- Associated Press - Tuesday, May 6, 2014

Recent editorials from North Carolina newspapers:

May 3

News & Record, Greensboro, North Carolina on fixing immigration:

Republican Congressman Robert Pittenger from Charlotte takes a careful, conservative and reasonable position on illegal immigration. First, secure our borders, the freshman 9th District representative says. After that, however, he says it’s necessary to bring millions of illegal immigrants out of the shadows:

“Undocumented workers who desire to stay in the United States should be offered the opportunity to register with local authorities, providing fingerprints or other physical identification in exchange for some sort of work permit or legal status, but not citizenship.”
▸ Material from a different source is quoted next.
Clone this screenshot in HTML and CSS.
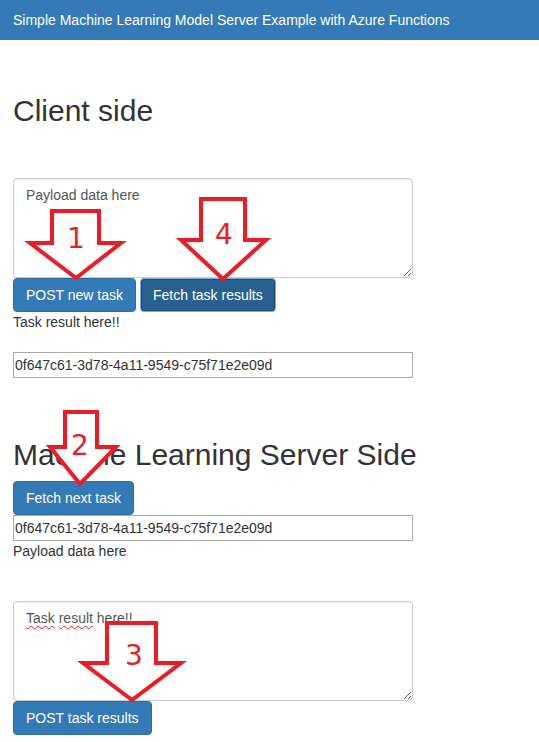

For statements like that, Pittenger has been attacked by his Republican primary opponent and targeted for defeat by an anti-immigration group that says he favors “amnesty.”

Second District Republican Rep. Renee Ellmers is in the same position as Pittenger. Her primary opponent says immigration is the biggest obstacle to economic growth and prosperity. Ellmers, too, supports “amnesty,” he says.

That’s not true for either Pittenger or Ellmers, but the word sticks in the ears of many Republican voters as a title of surrender to unauthorized, uninvited newcomers who take American jobs and use American services and maybe even cast illegal votes in American elections.

These prejudices explain why the Republican majority in the U.S. House of Representatives won’t touch an immigration-reform bill, especially in an election year. Pittenger and Ellmers are two of the few who are brave and honest enough to really address the central issue.

It isn’t that borders should be made secure or that people caught entering the country illegally should be sent straight back where they came from. Most people support strong border enforcement, and those kinds of deportations are happening in impressive numbers.

The harder question is what to do about the 10 million or more people who already live in this country without legal status. Many have U.S.-born children, who are therefore American citizens, and many have jobs, pay taxes and lead decent lives - although often in fear.

Pittenger, Ellmers and others recognize this issue and are willing to address it. So is President Barack Obama; so was President George W. Bush.

The Senate passed a bipartisan bill last year that toughens enforcement of immigration laws but also provides a smoother path to long-term legal status for people who meet certain standards. The Republican majority in the House objects, preferring to ignore the problem of the millions living here without legal status. Many of these Republicans hope - seriously - that those millions just go away.

This position will be strengthened if Republicans like Pittenger and Ellmers lose their primaries to challengers who refuse to consider the question or who label attempts to find reasonable solutions as “amnesty.”

There are people who promote amnesty as one way to move forward. President Jimmy Carter chose that path to resolve the status of Vietnam War-era draft evaders. There were critics, but the action helped the country heal old wounds.